4. Anterior Cingulate Cortex (ACC): Conflict Monitoring
The ACC lights up when we face competing choices or potential regret. Scarcity intensifies this conflict, which increases the mental weight of inaction—pushing the buyer toward “yes.”
How Scarcity Changes Buyer Behavior
Buyers exposed to scarcity cues:
- Decide Faster
Scarcity compresses the decision window. The fear of missing out leads to shorter evaluation cycles and quicker commitments. - Value the Product More
Multiple studies show people are willing to pay more or assign higher emotional value to scarce goods. - Rationalize Post-Purchase
Because the decision feels urgent, buyers often rationalize the purchase afterward, reinforcing satisfaction and reducing remorse.

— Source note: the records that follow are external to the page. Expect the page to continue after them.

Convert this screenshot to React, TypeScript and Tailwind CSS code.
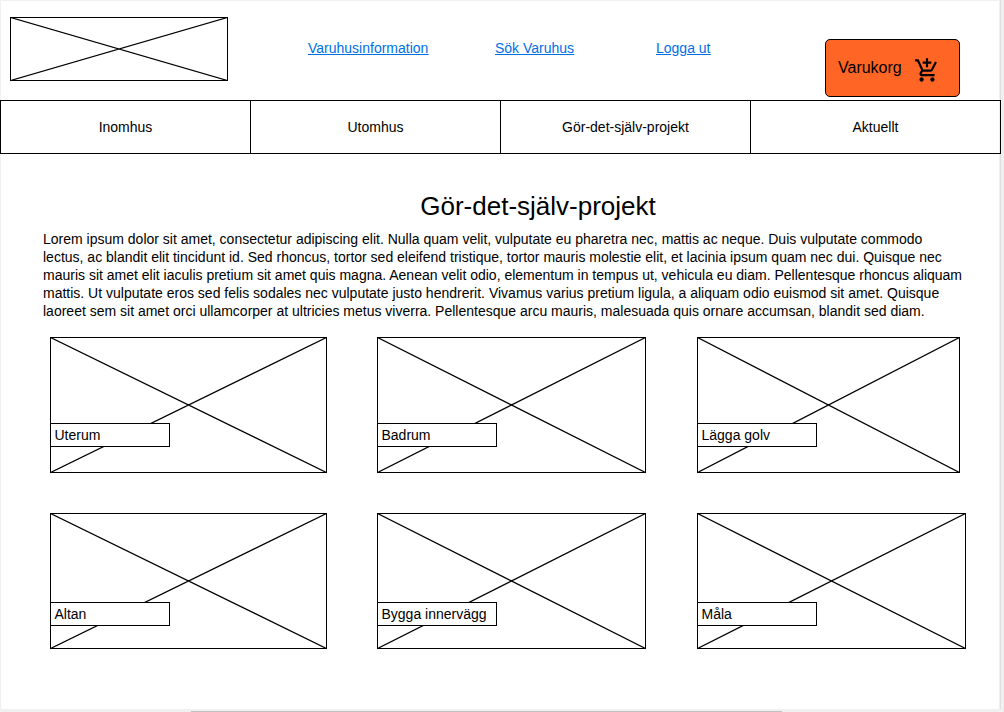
import { MdAddShoppingCart } from "react-icons/md";

function ImageBox({ width, height }: { width: number; height: number }) {
  return (
    <svg width={width} height={height} className="block" stroke="#000" fill="none">
      <rect x="0.5" y="0.5" width={width - 1} height={height - 1} shapeRendering="crispEdges" />
      <path d={`M0.5 0.5L${width - 0.5} ${height - 0.5}M${width - 0.5} 0.5L0.5 ${height - 0.5}`} strokeWidth="1.3" />
    </svg>
  );
}

function ProjectCard({ label, width, low }: { label: string; width: number; low?: boolean }) {
  return (
    <div className="relative">
      <ImageBox width={width} height={136} />
      <div
        className={`absolute left-0 flex h-6 w-[120px] items-center border border-black bg-white pl-[3.5px] ${low ? "top-[89px]" : "top-[86px]"}`}
      >
        {label}
      </div>
    </div>
  );
}

const navItems = ["Inomhus", "Utomhus", "Gör-det-själv-projekt", "Aktuellt"];

const intro = [
  "Lorem ipsum dolor sit amet, consectetur adipiscing elit. Nulla quam velit, vulputate eu pharetra nec, mattis ac neque. Duis vulputate commodo",
  "lectus, ac blandit elit tincidunt id. Sed rhoncus, tortor sed eleifend tristique, tortor mauris molestie elit, et lacinia ipsum quam nec dui. Quisque nec",
  "mauris sit amet elit iaculis pretium sit amet quis magna. Aenean velit odio, elementum in tempus ut, vehicula eu diam. Pellentesque rhoncus aliquam",
  "mattis. Ut vulputate eros sed felis sodales nec vulputate justo hendrerit. Vivamus varius pretium ligula, a aliquam odio euismod sit amet. Quisque",
  "laoreet sem sit amet orci ullamcorper at ultricies metus viverra. Pellentesque arcu mauris, malesuada quis ornare accumsan, blandit sed diam.",
];

export default function App() {
  return (
    <div className="flex h-[712px] w-[1004px] flex-col overflow-hidden bg-[#f0f0f0] font-['Liberation_Sans',Arial,sans-serif] text-[14px] leading-[18px] text-black">
      <div className="flex h-[709px] shrink-0">
        <div className="z-10 w-[1000px] shrink-0 border-t border-r border-l border-[#f0f0f0] bg-white">
          <header className="flex h-[99px] items-start">
            <div className="mt-4 ml-[9px]">
              <ImageBox width={218} height={64} />
            </div>
            <nav className="mt-[38px] ml-20 flex w-[517px] text-[#006fe6] underline">
              <a className="w-[187px]">Varuhusinformation</a>
              <a className="w-[161px]">Sök Varuhus</a>
              <a>Logga ut</a>
            </nav>
            <button className="mt-[38px] flex h-[58px] w-[135px] items-start rounded-[5px] border border-black bg-[#ff6524] pl-3 text-base">
              <span className="mt-4 w-[76px] text-left">Varukorg</span>
              <MdAddShoppingCart className="mt-[17px] h-[27px] w-[26px]" preserveAspectRatio="none" />
            </button>
          </header>
          <nav className="-ml-px flex h-[54px] w-[1001px] border border-black">
            {navItems.map((item) => (
              <a
                key={item}
                className="flex w-[250px] shrink-0 items-center justify-center border-r border-black pb-px last:w-[249px] last:border-r-0"
              >
                {item}
              </a>
            ))}
          </nav>
          <main className="pl-[42px]">
            <h1 className="mt-[37px] w-[990px] text-center text-[26px] leading-[30px]">Gör-det-själv-projekt</h1>
            <p className="mt-[9px] whitespace-nowrap">
              {intro.map((line) => (
                <span key={line} className="block">
                  {line}
                </span>
              ))}
            </p>
            <section className="mt-[17px] ml-[7px] flex flex-col gap-10">
              <div className="flex">
                <div className="w-[327px]"><ProjectCard label="Uterum" width={277} /></div>
                <div className="w-80"><ProjectCard label="Badrum" width={269} /></div>
                <ProjectCard label="Lägga golv" width={263} />
              </div>
              <div className="flex">
                <div className="w-[327px]"><ProjectCard label="Altan" width={277} low /></div>
                <div className="w-80"><ProjectCard label="Bygga innervägg" width={269} low /></div>
                <ProjectCard label="Måla" width={269} low />
              </div>
            </section>
          </main>
        </div>
        <div className="w-px bg-[#e0e0e0]" />
      </div>
      <div className="mt-[2px] ml-[191px] h-px w-[591px] bg-[#c1c1c1]" />
    </div>
  );
}
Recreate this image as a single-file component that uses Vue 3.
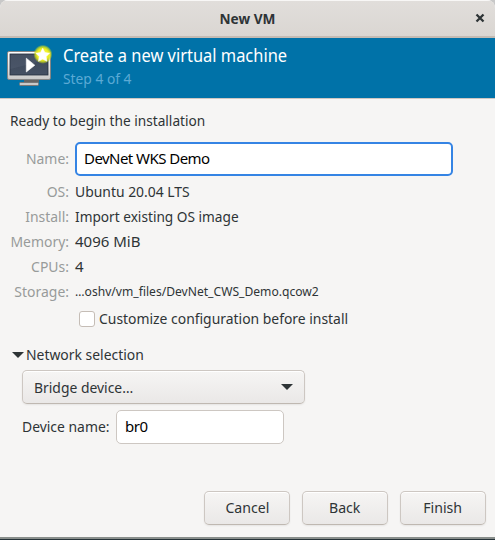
<script setup>
import { ref } from 'vue'

const name = ref('DevNet WKS Demo')
const device = ref('br0')
const customize = ref(false)
const details = [
  { label: 'OS:', value: 'Ubuntu 20.04 LTS', key: 'os' },
  { label: 'Install:', value: 'Import existing OS image', key: 'install' },
  { label: 'Memory:', value: '4096 MiB', key: 'memory' },
  { label: 'CPUs:', value: '4', key: 'cpus' },
  { label: 'Storage:', value: '…oshv/vm_files/DevNet_CWS_Demo.qcow2', key: 'storage' }
]
</script>

<template>
  <div class="screen">
    <div class="window">
      <header class="titlebar">
        <span class="title">New VM</span>
        <svg class="close" width="10" height="10" viewBox="0 0 10 10">
          <path d="M1.500 1.500 8.500 8.500M8.500 1.500 1.500 8.500" fill="none" stroke="#2e3436" stroke-width="2.300" />
        </svg>
      </header>

      <section class="banner">
        <svg class="vm-icon" width="48" height="48" viewBox="0 0 48 48">
          <defs>
            <linearGradient id="frame" x1="0" y1="0" x2="0" y2="1">
              <stop offset="0" stop-color="#ffffff" />
              <stop offset="0.7" stop-color="#dedede" />
              <stop offset="1" stop-color="#c8c8c8" />
            </linearGradient>
            <linearGradient id="glass" x1="0" y1="0" x2="0" y2="1">
              <stop offset="0" stop-color="#3c4656" />
              <stop offset="1" stop-color="#455164" />
            </linearGradient>
            <radialGradient id="glow">
              <stop offset="0" stop-color="#fffb70" />
              <stop offset="0.6" stop-color="#eef01c" />
              <stop offset="0.8" stop-color="#d3e01c" stop-opacity="0.75" />
              <stop offset="1" stop-color="#b0d020" stop-opacity="0" />
            </radialGradient>
          </defs>
          <path d="M19 34.500h15v3H19z" fill="#656565" />
          <rect x="14.500" y="37.500" width="19" height="3" rx="1" fill="#c9c9c9" stroke="#777" />
          <rect x="2.500" y="6.500" width="43" height="28" rx="1.500" fill="url(#frame)" stroke="#858585" />
          <rect x="5" y="9" width="38" height="21" fill="url(#glass)" stroke="#252e3d" stroke-width="0.800" />
          <path d="M5.500 9.500h37v5L5.500 24z" fill="#596577" opacity="0.350" />
          <path d="M21.300 13.200 29.800 20.200 21.300 27z" fill="#fff" stroke="#fff" stroke-width="0.600" />
          <circle cx="37.900" cy="9.300" r="9.600" fill="url(#glow)" />
          <path d="m37.700 3.300 2.100 4.300 4.700.7-3.400 3.300.8 4.700-4.200-2.200-4.200 2.200.8-4.700-3.400-3.300 4.700-.7z" fill="#fff" stroke="#fff" stroke-width="0.600" stroke-linejoin="round" />
        </svg>
        <div class="headings">
          <h1>Create a new virtual machine</h1>
          <p>Step 4 of 4</p>
        </div>
      </section>

      <main class="content">
        <p class="ready">Ready to begin the installation</p>
        <div class="row name-row">
          <span class="label">Name:</span>
          <input v-model="name" class="entry name-entry" type="text">
        </div>
        <div v-for="item in details" :key="item.key" class="row">
          <span class="label">{{ item.label }}</span>
          <span class="value" :class="item.key">{{ item.value }}</span>
        </div>
        <label class="customize">
          <input v-model="customize" type="checkbox">
          <span class="narrow">Customize configuration before install</span>
        </label>

        <div class="expander">
          <svg width="12" height="6" viewBox="0 0 12 6"><path d="M0 0h12L6 6z" fill="#2e3436" /></svg>
          <span class="narrow">Network selection</span>
        </div>
        <button class="combo" type="button">
          <span class="narrow">Bridge device…</span>
          <svg width="12" height="6" viewBox="0 0 12 6"><path d="M0 0h12L6 6z" fill="#2e3436" /></svg>
        </button>
        <div class="device-row">
          <span class="device-label narrow">Device name:</span>
          <input v-model="device" class="entry device-entry" type="text">
        </div>
      </main>

      <footer class="actions">
        <button type="button"><span>Cancel</span></button>
        <button type="button"><span>Back</span></button>
        <button type="button"><span>Finish</span></button>
      </footer>
    </div>
  </div>
</template>

<style>
body { margin: 0; }
</style>

<style scoped>
* { box-sizing: border-box; }
.screen { width: 495px; height: 540px; background: linear-gradient(#c8c8c8 0 50%, #263238 50%); overflow: hidden; }
.window {
  display: flex; flex-direction: column; width: 495px; height: 539px;
  background: #f6f5f4; border-bottom: 2px solid #898e8b; border-radius: 8px 8px 0 0; overflow: hidden;
  color: #2e3436; font: 15px/25px "Noto Sans", sans-serif;
  white-space: nowrap;
}
h1, p { margin: 0; font-weight: 400; }
.titlebar {
  display: grid; grid-template-columns: 1fr auto 1fr; align-items: center;
  height: 38px; flex: none; border-top: 1px solid #f8f7f6; border-bottom: 2px solid #c4bbb3;
  background: linear-gradient(#e1dedb, #dad6d2); padding: 0 10px 1px 0;
}
.title { grid-column: 2; font-weight: 700; font-size: 14.5px; padding-left: 10px; transform: scaleX(.94); }
.close { justify-self: end; }
.banner { display: flex; height: 61px; flex: none; background: #0072a8; border-bottom: 1px solid #cdc7c2; padding: 7px 0 0 5px; }
.vm-icon { flex: none; }
.headings { padding-left: 10px; margin-top: -1px; }
h1 { font-size: 17.500px; line-height: 23px; color: #fff; transform: scaleX(.939); transform-origin: left; }
.headings p { width: max-content; line-height: 23px; color: #5caad5; transform: scaleX(.92); transform-origin: left; }
.content { display: flex; flex-direction: column; padding: 9px 0 0 10px; }
.ready { height: 25px; transform: scaleX(.911); transform-origin: left; }
.row { display: flex; height: 25px; gap: 6px; }
.name-row { height: 34px; line-height: 32px; margin: 9px 0 3px; }
.label { display: flex; justify-content: flex-end; width: 59px; color: #989b9a; flex: none; transform: scaleX(.93); transform-origin: right; }
.value, .narrow { transform: scaleX(.927); transform-origin: left; }
.value.install { transform: scaleX(.911); }
.value.memory, .value.cpus { transform: none; }
.value.storage { font-size: 12.500px; transform: scaleX(.968); }
.entry {
  height: 34px; font: inherit; color: #000; background: #fff; border: 1px solid #cdc7c2;
  border-radius: 5px; outline: none; padding: 0 8px 2px;
}
.name-entry { width: 378px; border: 2px solid #3584e4; padding: 0 7px 2px; letter-spacing: -.55px; }
.device-entry { width: 168px; letter-spacing: -.4px; }
.customize { display: flex; align-items: center; height: 25px; margin-left: 69px; margin-top: 2px; }
.customize input { appearance: none; width: 16px; height: 16px; margin: 0 4px 0 0; border: 1px solid #c5bdb6; border-radius: 3px; background: #fff; }
.expander { display: flex; align-items: center; gap: 2px; height: 25px; margin: 11px 0 3px 2px; }
.combo, .actions button {
  height: 34px; border: 1px solid #cdc7c2; border-bottom-color: #bfb8b1; border-radius: 5px;
  background: linear-gradient(#f6f5f4, #eae8e7); box-shadow: inset 0 1px #fff, 0 1px 2px rgba(0, 0, 0, .07);
  color: #2e3436; font: inherit; padding: 0 0 2px;
}
.actions span { display: inline-block; transform: scaleX(.94); }
.combo { display: flex; align-items: center; justify-content: space-between; width: 283px; margin-left: 12px; padding: 0 11px; }
.device-row { display: flex; align-items: center; margin: 6px 0 0 12px; }
.device-label { width: 94px; margin-top: -2px; }
.device-entry { flex: none; }
.actions { display: flex; justify-content: flex-end; gap: 12px; margin-top: auto; padding: 0 9px 12px 0; }
.actions button { width: 86px; }
</style>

Types of Scarcity Cues (and When to Use Them)
1. Time-Based Scarcity
- “Offer expires Friday at midnight.”
- Works best in short sales cycles or limited-time campaigns.
2. Quantity-Based Scarcity
- “Only 7 spots left.”
- Effective in events, consulting programs, or high-ticket offers where capacity is genuinely limited.
3. Access-Based Scarcity
- “Available only to subscribers/members.”
- Taps into the brain’s reward circuitry through exclusivity and perceived insider status.
4. Contextual Scarcity
- “We only work with 10 clients per quarter.”
- Signals high demand and creates trust through perceived selectiveness.
How to Ethically Use the Scarcity Effect
✅ Be Authentic
False scarcity kills trust. Don’t claim “limited time” if the offer will still be there next week. The amygdala responds even more negatively when people feel deceived.
✅ Pair Scarcity with Value
The brain needs a reason to act. Pair urgency with real, tangible value—like a bonus, discount, or exclusive feature.
✅ Reinforce Scarcity with Social Proof
Use testimonials or real-time data like “12 people just viewed this” to amplify urgency without pressure.
✅ Provide Clarity and Control
Help the brain resolve uncertainty. Make deadlines, limits, and next steps crystal clear to lower cognitive load and increase confidence in action.
Scarcity in Action: Sales and Marketing Examples
Use Case | Scarcity Trigger | Why It Works |
Webinar Registration | “Only 100 seats available. Reserve yours now.” | Triggers urgency + exclusivity = higher sign-up rates |
Consulting Packages | “Spots are limited to 5 clients per quarter.” | Builds perceived value and status of working with you |
Ecommerce | “Only 2 left in stock” | Simple but powerful—triggers immediate action |
Software Trials | “Get bonus features if you sign up before [date]” | Combines value and time pressure for higher conversion |
The Role of Scarcity in B2B Sales
While scarcity is often used in consumer marketing, it’s just as effective—and often underutilized—in B2B sales. For example:
- A limited pilot program can create urgency for enterprise buyers.
- Capacity-based scarcity (e.g., “We’re onboarding only 3 clients this month”) builds perceived exclusivity.
- Early access or pre-launch incentives can guide hesitant buyers over the finish line.
In high-consideration B2B environments, ethical, transparent scarcity signals that your time and resources are valuable—building both trust and urgency.
Tracking the Scarcity Effect
To see whether your scarcity tactics are working, monitor these metrics:
Metric | What It Reveals |
Click-Through Rate (CTR) | Indicates whether scarcity copy drives attention |
Conversion Rate | Reflects urgency effectiveness |
Time-to-Decision | Shorter sales cycles suggest urgency is activated |
Abandonment Rate | High drop-off may signal unclear or inauthentic scarcity |
A/B test your offers with and without scarcity language to refine your strategy over time.
Final Thoughts
Scarcity works because our brains are wired to avoid loss, seek reward, and reduce uncertainty—all at lightning speed. When applied authentically, the scarcity effect doesn’t manipulate; it motivates. It helps buyers make faster, more confident decisions in an overwhelming world of endless options.
If you want to increase urgency without sacrificing trust, blend scarcity with empathy and clarity. Make the offer real, the deadline firm, and the value clear—and your buyer’s brain will do the rest.
Try this: In your next campaign or conversation, introduce one genuine scarcity element—and watch how it shifts urgency, engagement, and decision speed.